Albuquerque Fire Rescue, Albuquerque Police Department, New Mexico State Police and other emergency departments will receive a $38 million upgrade to their communication equipment, allowing responders from multiple agencies to communicate with each other more easily.

The last upgrade to first responders’ radios happened more than 15 years ago, and radio dead spots across the city and other issues have plagued the system.

“We are on older, antiquated radio systems and we’re unable to talk to the rest of the state, which have already been updating their radio systems,” Mayor Tim Keller told a news conference Wednesday afternoon.

Keller said many of the radios are in such poor condition that they must be taped to keep the batteries from falling out.

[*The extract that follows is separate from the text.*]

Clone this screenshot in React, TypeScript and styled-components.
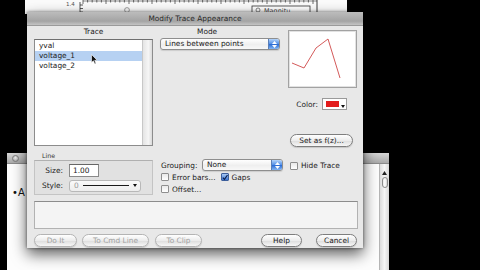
import styled, { createGlobalStyle } from 'styled-components'

const GlobalStyle = createGlobalStyle`
  html, body {
    margin: 0;
    padding: 0;
    background: #000;
  }
  body {
    width: 480px;
    height: 270px;
    overflow: hidden;
    font-family: 'DejaVu Sans', 'Liberation Sans', sans-serif;
    font-size: 7.4px;
    color: #1a1a1a;
  }
`

const Desktop = styled.div`
  position: relative;
  width: 480px;
  height: 270px;
  background: #000;
  overflow: hidden;
`

/* background windows */

const GraphWindow = styled.div`
  position: absolute;
  left: 25px;
  top: 0;
  width: 322px;
  height: 14px;
  background: #fbfbfb;
`

const BackWindow = styled.div`
  position: absolute;
  left: 7px;
  top: 153px;
  width: 382px;
  height: 130px;
  display: flex;
  flex-direction: column;
  background: #fdfdfd;
`

const BackTitle = styled.div`
  height: 10px;
  display: flex;
  align-items: center;
  padding-left: 5px;
  background: linear-gradient(#d6d6d6, #a9a9a9);
  border-bottom: 1px solid #8a8a8a;
`

const Light = styled.span`
  width: 7px;
  height: 7px;
  border-radius: 50%;
  background: radial-gradient(circle at 50% 35%, #f2f2f2, #9a9a9a);
  border: 1px solid #7d7d7d;
  box-sizing: border-box;
`

const BackContent = styled.div`
  flex: 1;
  display: flex;
`

const BackText = styled.div`
  flex: 1;
  padding: 23px 0 0 5px;
  font-size: 10px;
  color: #111;
`

const ScrollBar = styled.div`
  width: 9px;
  display: flex;
  flex-direction: column;
  align-items: center;
  padding-top: 7px;
  gap: 2px;
  background: linear-gradient(90deg, #dcdcdc, #f6f6f6, #d8d8d8);
  border-left: 1px solid #b5b5b5;
`

const ScrollThumb = styled.div`
  width: 6px;
  height: 11px;
  border: 1px solid #8c8c8c;
  border-radius: 3px;
  box-sizing: border-box;
  background: linear-gradient(90deg, #e8e8e8, #ffffff, #d0d0d0);
`

/* dialog */

const Dialog = styled.div`
  position: absolute;
  left: 27px;
  top: 12px;
  width: 336px;
  height: 236px;
  display: flex;
  flex-direction: column;
  background: #e8e8e8;
  box-shadow: 0 6px 14px rgba(0, 0, 0, 0.65), 0 0 3px rgba(0, 0, 0, 0.5);
`

const TitleBar = styled.div`
  height: 13px;
  display: flex;
  align-items: center;
  justify-content: center;
  background: linear-gradient(#bcbcbc, #a4a4a4 70%, #c4c4c4);
  border-bottom: 1px solid #9a9a9a;
  color: #2a2a2a;
`

const Body = styled.div`
  flex: 1;
  display: flex;
  flex-direction: column;
  padding: 0 5px 0 7px;
`

const TopSection = styled.div`
  display: flex;
  height: 120px;
`

const Column = styled.div<{ $w: number; $ml?: number }>`
  width: ${p => p.$w}px;
  margin-left: ${p => p.$ml ?? 0}px;
  display: flex;
  flex-direction: column;
`

const ColLabel = styled.div<{ $pl?: number }>`
  height: 12px;
  line-height: 12px;
  padding-left: ${p => p.$pl ?? 0}px;
  text-align: ${p => (p.$pl ? 'left' : 'center')};
`

const ListBox = styled.div`
  position: relative;
  margin-top: 1px;
  height: 108px;
  display: flex;
  box-sizing: border-box;
  border: 1px solid #8c8c8c;
  border-top-color: #6f6f6f;
  background: #fff;
`

const ListItems = styled.div`
  flex: 1;
  padding-top: 1px;
  display: flex;
  flex-direction: column;
`

const ListItem = styled.div<{ $selected?: boolean }>`
  height: 10px;
  line-height: 10px;
  padding-left: 4px;
  background: ${p => (p.$selected ? '#b6d1f2' : 'transparent')};
`

const ListTrack = styled.div`
  width: 9px;
  background: linear-gradient(90deg, #e4e4e4, #f6f6f6 60%, #dadada);
  border-left: 1px solid #c8c8c8;
`

const CursorMark = styled.svg`
  position: absolute;
  left: 56px;
  top: 14px;
`

const Popup = styled.div<{ $w: number }>`
  width: ${p => p.$w}px;
  height: 12px;
  box-sizing: border-box;
  display: flex;
  align-items: stretch;
  border: 1px solid #8e8e8e;
  border-radius: 3px;
  background: linear-gradient(#ffffff, #efefef 55%, #f8f8f8);
  box-shadow: 0 1px 1px rgba(0, 0, 0, 0.12);
  overflow: hidden;
`

const PopupText = styled.span`
  flex: 1;
  padding-left: 4px;
  line-height: 10px;
  white-space: nowrap;
`

const Stepper = styled.span`
  width: 10px;
  display: flex;
  flex-direction: column;
  align-items: center;
  justify-content: center;
  gap: 1px;
  background: linear-gradient(#b4d4fa, #4f8de6 50%, #2e6fd6 55%, #84b6f3);
  border-left: 1px solid #5a7fb8;
`

const PreviewBox = styled.div`
  margin-top: 4px;
  height: 58px;
  box-sizing: border-box;
  border: 1px solid #a2a2a2;
  box-shadow: inset 0 0 0 1px #e2e2e2;
  background: #fff;
  display: flex;
`

const ColorRow = styled.div`
  margin-top: 10px;
  display: flex;
  align-items: center;
  justify-content: flex-end;
  gap: 4px;
  padding-right: 10px;
  height: 12px;
`

const Swatch = styled.span`
  position: relative;
  width: 25px;
  height: 12px;
  box-sizing: border-box;
  padding: 2px 7px 2px 3px;
  display: flex;
  border: 1px solid #9a9a9a;
  background: #fff;
`

const SwatchFill = styled.span`
  flex: 1;
  background: #e21c1c;
`

const SwatchArrow = styled.svg`
  position: absolute;
  right: 1px;
  bottom: 1px;
`

const PillButton = styled.div<{ $w: number; $disabled?: boolean }>`
  width: ${p => p.$w}px;
  height: 13px;
  box-sizing: border-box;
  display: flex;
  align-items: center;
  justify-content: center;
  border: 1px solid ${p => (p.$disabled ? '#b4b4b4' : '#7e7e7e')};
  border-radius: 7px;
  background: linear-gradient(#ffffff, #ececec 50%, #dedede 55%, #f7f7f7);
  box-shadow: 0 1px 1px rgba(0, 0, 0, 0.15);
  color: ${p => (p.$disabled ? '#a2a2a2' : '#1a1a1a')};
  white-space: nowrap;
`

const SetButtonRow = styled.div`
  margin-top: 24px;
  padding-left: 2px;
  display: flex;
`

const MiddleSection = styled.div`
  display: flex;
  height: 50px;
`

const GroupLabel = styled.div`
  height: 14px;
  display: flex;
  align-items: flex-end;
  padding: 0 0 1px 8px;
  box-sizing: border-box;
  font-size: 6.3px;
  color: #333;
`

const GroupBox = styled.div`
  height: 35px;
  box-sizing: border-box;
  border: 1px solid #c4c4c4;
  border-top-color: #b0b0b0;
  background: #e1e1e1;
  display: flex;
  flex-direction: column;
  padding-top: 3px;
  gap: 2px;
`

const FieldRow = styled.div`
  display: flex;
  align-items: center;
  height: 13px;
`

const FieldLabel = styled.span`
  width: 28px;
  text-align: right;
  padding-right: 6px;
`

const TextField = styled.span`
  width: 30px;
  height: 13px;
  box-sizing: border-box;
  border: 1px solid #8a8a8a;
  border-top-color: #666;
  background: #fff;
  padding-left: 3px;
  line-height: 11px;
`

const StylePopup = styled.span`
  width: 72px;
  height: 12px;
  box-sizing: border-box;
  display: flex;
  align-items: center;
  gap: 4px;
  padding: 0 3px 0 4px;
  border: 1px solid #b8b8b8;
  border-radius: 3px;
  background: linear-gradient(#fafafa, #ededed);
  color: #9a9a9a;
`

const StyleLine = styled.span`
  flex: 1;
  height: 1px;
  background: #1a1a1a;
`

const OptionsCol = styled.div`
  margin-left: 8px;
  padding-top: 13px;
  display: flex;
  flex-direction: column;
`

const OptionRow = styled.div<{ $gap?: number }>`
  display: flex;
  align-items: center;
  height: 12px;
  gap: ${p => p.$gap ?? 0}px;
`

const GroupingLabel = styled.span`
  width: 41px;
`

const Check = styled.label`
  display: flex;
  align-items: center;
  gap: 3px;
  white-space: nowrap;
`

const Box = styled.span<{ $on?: boolean }>`
  width: 8px;
  height: 8px;
  box-sizing: border-box;
  display: flex;
  align-items: center;
  justify-content: center;
  border: 1px solid ${p => (p.$on ? '#3d5f9c' : '#8e8e8e')};
  border-radius: 1px;
  background: ${p => (p.$on ? 'linear-gradient(#a8c9f4, #3a76d6)' : 'linear-gradient(#e9e9e9, #ffffff)')};
`

const HideCol = styled.div`
  margin-left: 7px;
  padding-top: 15px;
`

const CommandArea = styled.div`
  margin-top: 5px;
  height: 28px;
  box-sizing: border-box;
  border: 1px solid #b2b2b2;
  border-top-color: #8c8c8c;
  background: #f4f4f4;
`

const ButtonRow = styled.div`
  margin-top: 5px;
  display: flex;
  align-items: center;
`

const Spacer = styled.div<{ $w?: number }>`
  width: ${p => (p.$w ? `${p.$w}px` : 'auto')};
  flex: ${p => (p.$w ? 'none' : 1)};
`

const StepArrows = () => (
  <>
    <svg width="5" height="3" viewBox="0 0 5 3">
      <path d="M0 3 L2.5 0 L5 3 Z" fill="#fff" />
    </svg>
    <svg width="5" height="3" viewBox="0 0 5 3">
      <path d="M0 0 L2.5 3 L5 0 Z" fill="#fff" />
    </svg>
  </>
)

const Axis = () => {
  const ticks = []
  for (let x = 58; x < 292; x += 4.6) ticks.push(x)
  return (
    <svg width="322" height="14" viewBox="0 0 322 14">
      <line x1="58" y1="1" x2="292" y2="1" stroke="#444" strokeWidth="0.6" />
      {ticks.map((x, i) => (
        <line key={i} x1={x} y1="0" x2={x} y2={i % 5 === 0 ? 4 : 2.5} stroke="#333" strokeWidth="0.7" />
      ))}
      <text x="41" y="6" fontSize="5.5" fill="#555" fontFamily="DejaVu Sans">1.4</text>
      <path d="M55 2 V12 M55 5 H58 M55 8.5 H58 M55 12 H58" stroke="#333" strokeWidth="0.8" fill="none" />
      <circle cx="102" cy="10" r="2.4" fill="none" stroke="#888" strokeWidth="0.8" />
      <rect x="227" y="6" width="58" height="8" fill="#fff" stroke="#333" strokeWidth="0.8" />
      <circle cx="233" cy="10" r="2" fill="none" stroke="#555" strokeWidth="0.7" />
      <text x="239" y="12.5" fontSize="6.5" fill="#444" fontFamily="DejaVu Sans">Magnitu</text>
      <line x1="292" y1="0" x2="292" y2="14" stroke="#222" strokeWidth="0.9" />
    </svg>
  )
}

export default function App() {
  return (
    <>
      <GlobalStyle />
      <Desktop>
        <GraphWindow>
          <Axis />
        </GraphWindow>

        <BackWindow>
          <BackTitle>
            <Light />
          </BackTitle>
          <BackContent>
            <BackText>•A</BackText>
            <ScrollBar>
              <svg width="5" height="4" viewBox="0 0 5 4">
                <path d="M0 4 L2.5 0 L5 4 Z" fill="#222" />
              </svg>
              <ScrollThumb />
            </ScrollBar>
          </BackContent>
        </BackWindow>

        <Dialog>
          <TitleBar>Modify Trace Appearance</TitleBar>
          <Body>
            <TopSection>
              <Column $w={119}>
                <ColLabel>Trace</ColLabel>
                <ListBox>
                  <ListItems>
                    <ListItem>yval</ListItem>
                    <ListItem $selected>voltage_1</ListItem>
                    <ListItem>voltage_2</ListItem>
                  </ListItems>
                  <ListTrack />
                  <CursorMark width="7" height="11" viewBox="0 0 7 11">
                    <path d="M0.5 0.5 L0.5 8.5 L2.4 6.8 L3.8 10 L5 9.4 L3.7 6.3 L6.2 6.2 Z" fill="#111" stroke="#fff" strokeWidth="0.6" />
                  </CursorMark>
                </ListBox>
              </Column>

              <Column $w={120} $ml={7}>
                <ColLabel $pl={37}>Mode</ColLabel>
                <Popup $w={120}>
                  <PopupText>Lines between points</PopupText>
                  <Stepper>
                    <StepArrows />
                  </Stepper>
                </Popup>
              </Column>

              <Column $w={69} $ml={8}>
                <PreviewBox>
                  <svg width="67" height="56" viewBox="0 0 67 56">
                    <polyline
                      points="3,32 15,37 27,17 39,8 51,47"
                      fill="none"
                      stroke="#d45a5a"
                      strokeWidth="1"
                    />
                  </svg>
                </PreviewBox>
                <ColorRow>
                  <span>Color:</span>
                  <Swatch>
                    <SwatchFill />
                    <SwatchArrow width="4" height="3" viewBox="0 0 4 3">
                      <path d="M0 0 L2 3 L4 0 Z" fill="#111" />
                    </SwatchArrow>
                  </Swatch>
                </ColorRow>
                <SetButtonRow>
                  <PillButton $w={63}>Set as f(z)...</PillButton>
                </SetButtonRow>
              </Column>
            </TopSection>

            <MiddleSection>
              <Column $w={119}>
                <GroupLabel>Line</GroupLabel>
                <GroupBox>
                  <FieldRow>
                    <FieldLabel>Size:</FieldLabel>
                    <TextField>1.00</TextField>
                  </FieldRow>
                  <FieldRow>
                    <FieldLabel>Style:</FieldLabel>
                    <StylePopup>
                      <span>0</span>
                      <StyleLine />
                      <svg width="4" height="3" viewBox="0 0 4 3">
                        <path d="M0 0 L2 3 L4 0 Z" fill="#111" />
                      </svg>
                    </StylePopup>
                  </FieldRow>
                </GroupBox>
              </Column>

              <OptionsCol>
                <OptionRow>
                  <GroupingLabel>Grouping:</GroupingLabel>
                  <Popup $w={81}>
                    <PopupText>None</PopupText>
                    <Stepper>
                      <StepArrows />
                    </Stepper>
                  </Popup>
                </OptionRow>
                <OptionRow $gap={5}>
                  <Check>
                    <Box />
                    Error bars...
                  </Check>
                  <Check>
                    <Box $on>
                      <svg width="7" height="7" viewBox="0 0 7 7">
                        <path d="M1 3.6 L2.9 5.6 L6.4 0.6" fill="none" stroke="#0d1f4a" strokeWidth="1.4" />
                      </svg>
                    </Box>
                    Gaps
                  </Check>
                </OptionRow>
                <OptionRow>
                  <Check>
                    <Box />
                    Offset...
                  </Check>
                </OptionRow>
              </OptionsCol>

              <HideCol>
                <Check>
                  <Box />
                  Hide Trace
                </Check>
              </HideCol>
            </MiddleSection>

            <CommandArea />

            <ButtonRow>
              <PillButton $w={43} $disabled>Do It</PillButton>
              <Spacer $w={5} />
              <PillButton $w={67} $disabled>To Cmd Line</PillButton>
              <Spacer $w={6} />
              <PillButton $w={47} $disabled>To Clip</PillButton>
              <Spacer />
              <PillButton $w={41}>Help</PillButton>
              <Spacer $w={14} />
              <PillButton $w={41}>Cancel</PillButton>
              <Spacer $w={1} />
            </ButtonRow>
          </Body>
        </Dialog>
      </Desktop>
    </>
  )
}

Keller referenced the 2018 shooting at the Ben E. Keith warehouse where three people were shot and a chase for Waid Anthony Melton spanned multiple police jurisdictions in Bernalillo County and Sandoval County before Melton killed himself.

“Our departments were all communicating and a credit to them for communicating across jurisdictions with Sandoval County officials, but it was incredibly burdensome,” Keller said.

In 2019, state lawmakers came up with appropriations to upgrade the current communication system. The new system is expected to be completed by the end of the year.

Thousands of radios will have to be purchased and installed with the department’s software.

“That’s how you get up to such an expensive system. For us, I think it will save lives across central New Mexico,” Keller said.

The new communication systems will be a step up from their old counterparts, often refurbished with replacement parts from eBay, said AFR spokesman Lt. Tom Ruiz.

“A new radio system will take advantage of all the technologies that have come about in the past 20 years,” Ruiz said.

The new Motorola radio systems will use location services to show the position of every unit. The radios will also have Wi-Fi capabilities and will be able to connect to other Wi-Fi networks such as those used at the University of New Mexico and Albuquerque Public Schools campuses.

The radio system will also have a texting feature.

“If there is an incident where we need to be private or not have radio transmissions, the dispatch center can then text the officer,” Ruiz said.